▶ [WHAT YOU SHOULD DO]:
Write out each line exactly as given. Leave the pictures out of your copy.

▶ [DATA EXTRACT]:
■ ■ ■ ■ ■ ■ ■
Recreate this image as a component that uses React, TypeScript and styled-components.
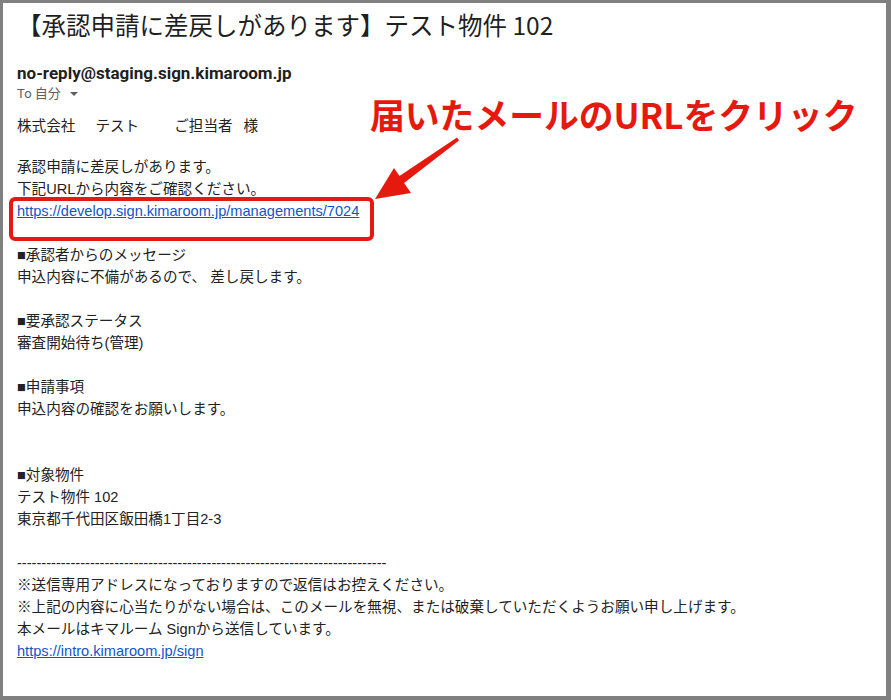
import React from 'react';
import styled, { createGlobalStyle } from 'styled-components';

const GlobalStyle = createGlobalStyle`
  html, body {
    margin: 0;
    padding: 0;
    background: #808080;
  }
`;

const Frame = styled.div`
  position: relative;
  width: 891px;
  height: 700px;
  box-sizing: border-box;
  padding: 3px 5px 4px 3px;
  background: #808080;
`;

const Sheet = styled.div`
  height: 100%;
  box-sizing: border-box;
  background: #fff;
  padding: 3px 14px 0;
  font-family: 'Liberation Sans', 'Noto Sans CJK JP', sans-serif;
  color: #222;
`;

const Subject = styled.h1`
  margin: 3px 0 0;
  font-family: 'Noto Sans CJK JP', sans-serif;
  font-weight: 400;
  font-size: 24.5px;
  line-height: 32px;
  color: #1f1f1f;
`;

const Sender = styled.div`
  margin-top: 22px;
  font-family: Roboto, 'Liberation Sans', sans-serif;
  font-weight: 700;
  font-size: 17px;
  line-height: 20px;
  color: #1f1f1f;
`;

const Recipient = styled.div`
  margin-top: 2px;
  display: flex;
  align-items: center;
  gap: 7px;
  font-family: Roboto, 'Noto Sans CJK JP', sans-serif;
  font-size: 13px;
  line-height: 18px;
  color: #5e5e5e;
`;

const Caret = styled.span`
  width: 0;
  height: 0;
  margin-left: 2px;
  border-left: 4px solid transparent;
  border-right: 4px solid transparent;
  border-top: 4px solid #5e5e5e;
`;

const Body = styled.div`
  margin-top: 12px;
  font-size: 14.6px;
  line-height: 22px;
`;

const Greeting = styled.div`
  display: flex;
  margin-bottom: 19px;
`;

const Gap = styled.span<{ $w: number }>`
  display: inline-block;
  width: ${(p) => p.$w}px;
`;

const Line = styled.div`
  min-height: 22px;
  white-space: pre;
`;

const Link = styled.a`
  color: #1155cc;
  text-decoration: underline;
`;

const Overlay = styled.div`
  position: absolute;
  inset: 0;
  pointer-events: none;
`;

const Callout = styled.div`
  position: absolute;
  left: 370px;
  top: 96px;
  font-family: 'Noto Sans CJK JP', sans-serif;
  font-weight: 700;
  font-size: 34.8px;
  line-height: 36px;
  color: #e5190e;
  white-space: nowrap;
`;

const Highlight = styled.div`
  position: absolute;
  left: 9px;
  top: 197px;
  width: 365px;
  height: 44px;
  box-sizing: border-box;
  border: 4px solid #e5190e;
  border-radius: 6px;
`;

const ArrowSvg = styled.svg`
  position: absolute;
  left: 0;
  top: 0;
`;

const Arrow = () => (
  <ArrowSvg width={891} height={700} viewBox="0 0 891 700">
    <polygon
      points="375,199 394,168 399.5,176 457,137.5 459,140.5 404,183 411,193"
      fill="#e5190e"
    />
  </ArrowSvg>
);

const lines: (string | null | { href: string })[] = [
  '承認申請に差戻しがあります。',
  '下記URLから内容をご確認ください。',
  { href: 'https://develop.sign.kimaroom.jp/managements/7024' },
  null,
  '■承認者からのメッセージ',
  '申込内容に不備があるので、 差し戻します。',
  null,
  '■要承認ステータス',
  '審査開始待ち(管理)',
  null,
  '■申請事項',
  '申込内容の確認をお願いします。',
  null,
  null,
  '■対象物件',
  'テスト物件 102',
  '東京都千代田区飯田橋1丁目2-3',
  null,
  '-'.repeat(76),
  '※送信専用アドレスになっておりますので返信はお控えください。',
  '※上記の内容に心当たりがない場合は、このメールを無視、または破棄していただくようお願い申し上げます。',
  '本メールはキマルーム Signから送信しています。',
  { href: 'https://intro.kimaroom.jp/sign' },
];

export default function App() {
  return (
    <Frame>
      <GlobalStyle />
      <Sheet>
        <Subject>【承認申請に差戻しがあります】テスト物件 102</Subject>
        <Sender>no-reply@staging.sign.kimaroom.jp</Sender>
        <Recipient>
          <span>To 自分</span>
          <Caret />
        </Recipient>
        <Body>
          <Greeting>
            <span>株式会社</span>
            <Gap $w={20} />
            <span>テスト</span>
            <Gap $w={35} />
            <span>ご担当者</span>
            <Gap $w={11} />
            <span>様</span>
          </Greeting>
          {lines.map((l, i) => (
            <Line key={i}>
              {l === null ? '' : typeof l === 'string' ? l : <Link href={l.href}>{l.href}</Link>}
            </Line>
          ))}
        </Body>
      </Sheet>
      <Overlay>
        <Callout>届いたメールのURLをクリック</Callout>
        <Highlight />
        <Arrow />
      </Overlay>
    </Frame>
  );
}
■ ■ ■ ■ ■ ■ ■
▶ [RESULT]:
Recreate this image as a component that uses React, TypeScript and styled-components.
import React from 'react';
import styled, { createGlobalStyle } from 'styled-components';

const GlobalStyle = createGlobalStyle`
  html, body {
    margin: 0;
    padding: 0;
    background: #808080;
  }
`;

const Frame = styled.div`
  position: relative;
  width: 891px;
  height: 700px;
  box-sizing: border-box;
  padding: 3px 5px 4px 3px;
  background: #808080;
`;

const Sheet = styled.div`
  height: 100%;
  box-sizing: border-box;
  background: #fff;
  padding: 3px 14px 0;
  font-family: 'Liberation Sans', 'Noto Sans CJK JP', sans-serif;
  color: #222;
`;

const Subject = styled.h1`
  margin: 3px 0 0;
  font-family: 'Noto Sans CJK JP', sans-serif;
  font-weight: 400;
  font-size: 24.5px;
  line-height: 32px;
  color: #1f1f1f;
`;

const Sender = styled.div`
  margin-top: 22px;
  font-family: Roboto, 'Liberation Sans', sans-serif;
  font-weight: 700;
  font-size: 17px;
  line-height: 20px;
  color: #1f1f1f;
`;

const Recipient = styled.div`
  margin-top: 2px;
  display: flex;
  align-items: center;
  gap: 7px;
  font-family: Roboto, 'Noto Sans CJK JP', sans-serif;
  font-size: 13px;
  line-height: 18px;
  color: #5e5e5e;
`;

const Caret = styled.span`
  width: 0;
  height: 0;
  margin-left: 2px;
  border-left: 4px solid transparent;
  border-right: 4px solid transparent;
  border-top: 4px solid #5e5e5e;
`;

const Body = styled.div`
  margin-top: 12px;
  font-size: 14.6px;
  line-height: 22px;
`;

const Greeting = styled.div`
  display: flex;
  margin-bottom: 19px;
`;

const Gap = styled.span<{ $w: number }>`
  display: inline-block;
  width: ${(p) => p.$w}px;
`;

const Line = styled.div`
  min-height: 22px;
  white-space: pre;
`;

const Link = styled.a`
  color: #1155cc;
  text-decoration: underline;
`;

const Overlay = styled.div`
  position: absolute;
  inset: 0;
  pointer-events: none;
`;

const Callout = styled.div`
  position: absolute;
  left: 370px;
  top: 96px;
  font-family: 'Noto Sans CJK JP', sans-serif;
  font-weight: 700;
  font-size: 34.8px;
  line-height: 36px;
  color: #e5190e;
  white-space: nowrap;
`;

const Highlight = styled.div`
  position: absolute;
  left: 9px;
  top: 197px;
  width: 365px;
  height: 44px;
  box-sizing: border-box;
  border: 4px solid #e5190e;
  border-radius: 6px;
`;

const ArrowSvg = styled.svg`
  position: absolute;
  left: 0;
  top: 0;
`;

const Arrow = () => (
  <ArrowSvg width={891} height={700} viewBox="0 0 891 700">
    <polygon
      points="375,199 394,168 399.5,176 457,137.5 459,140.5 404,183 411,193"
      fill="#e5190e"
    />
  </ArrowSvg>
);

const lines: (string | null | { href: string })[] = [
  '承認申請に差戻しがあります。',
  '下記URLから内容をご確認ください。',
  { href: 'https://develop.sign.kimaroom.jp/managements/7024' },
  null,
  '■承認者からのメッセージ',
  '申込内容に不備があるので、 差し戻します。',
  null,
  '■要承認ステータス',
  '審査開始待ち(管理)',
  null,
  '■申請事項',
  '申込内容の確認をお願いします。',
  null,
  null,
  '■対象物件',
  'テスト物件 102',
  '東京都千代田区飯田橋1丁目2-3',
  null,
  '-'.repeat(76),
  '※送信専用アドレスになっておりますので返信はお控えください。',
  '※上記の内容に心当たりがない場合は、このメールを無視、または破棄していただくようお願い申し上げます。',
  '本メールはキマルーム Signから送信しています。',
  { href: 'https://intro.kimaroom.jp/sign' },
];

export default function App() {
  return (
    <Frame>
      <GlobalStyle />
      <Sheet>
        <Subject>【承認申請に差戻しがあります】テスト物件 102</Subject>
        <Sender>no-reply@staging.sign.kimaroom.jp</Sender>
        <Recipient>
          <span>To 自分</span>
          <Caret />
        </Recipient>
        <Body>
          <Greeting>
            <span>株式会社</span>
            <Gap $w={20} />
            <span>テスト</span>
            <Gap $w={35} />
            <span>ご担当者</span>
            <Gap $w={11} />
            <span>様</span>
          </Greeting>
          {lines.map((l, i) => (
            <Line key={i}>
              {l === null ? '' : typeof l === 'string' ? l : <Link href={l.href}>{l.href}</Link>}
            </Line>
          ))}
        </Body>
      </Sheet>
      <Overlay>
        <Callout>届いたメールのURLをクリック</Callout>
        <Highlight />
        <Arrow />
      </Overlay>
    </Frame>
  );
}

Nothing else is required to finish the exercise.